I still see the world as a fat person. My perceptions of myself, and of society, and of how society views fatness and bodies and health, have been profoundly shaped by my years of being fat in ways that are never going to change. And while I have huge disagreements with the fat acceptance movement -- especially with its more extreme denialist edges -- I still think many of its ideas are important, and perceptive, and entirely fair. I am still very much shaped by FA, and I would like to think of myself as an ally of the movement, and even as a member of it.

It's just that some of its members don't feel the same way about me, or about other fat people who choose to lose weight.
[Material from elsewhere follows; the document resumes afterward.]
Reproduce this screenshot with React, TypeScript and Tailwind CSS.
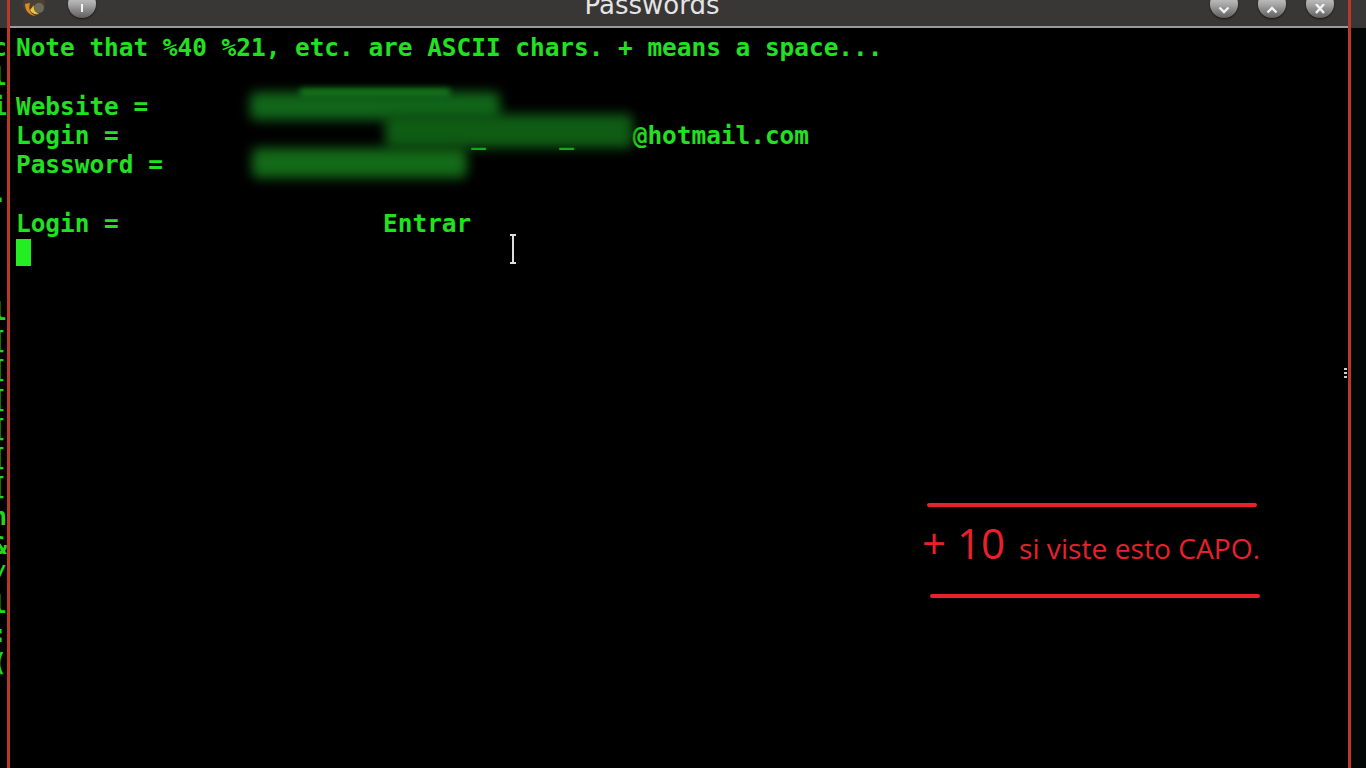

The Thinnest Fat Woman in the World

My years as a fat woman -- and as a fat acceptance advocate -- have made me hyper-conscious of anti-fat hostility, contempt, and discrimination. When I hear mocking or insulting comments about fat people, I stand up for them. When I see rigid, internally contradictory, impossible- to-attain standards of physical beauty promoted in pop culture, I rant about it ad nauseum. When I hear about fat people being discriminated against in employment and medicine and so on, I get seriously ticked off. When folks call fat people "lazy slobs" and say that "as a society we should not look up to successful people who are fat. We should tell them we admire their acting or philanthropy, but look down on them for being lazy" (direct quotes from comments on my Facebook page, btw), I smack them down with every weapon in my rhetorical arsenal.

And I still take it really, really personally. I don't hear anti-fat bigotry the way I hear, say, racial bigotry, as something to be passionately opposed but that isn't aimed at me personally. I hear it as being about me. When someone in a comment thread here on AlterNet linked to an older photo of me and mocked me for being fat, I felt the shame and the sting and the anger... before I remembered, "Wait a minute. I'm not fat." And was left with only the anger. On behalf of myself... and every other woman who's ever had her ideas irrelevantly dismissed because of her personal appearance.

I sometimes feel like the thinnest fat woman in the world. (Well, probably not the thinnest... but you know what I mean.) Some people say that, inside every fat person, there's a thin person trying to get out. I feel the exact opposite. Inside this relatively lean body, there's a fat person nobody can see. People think they can stupid, bigoted, hurtful things about fat people to me, because they don't see me as one of them. They couldn't be more wrong. I am fat. Not in a body-dysmorphic way -- I don't look in the mirror and think I'm still fat -- but because this fat identity shaped me for years, and it will always be with me.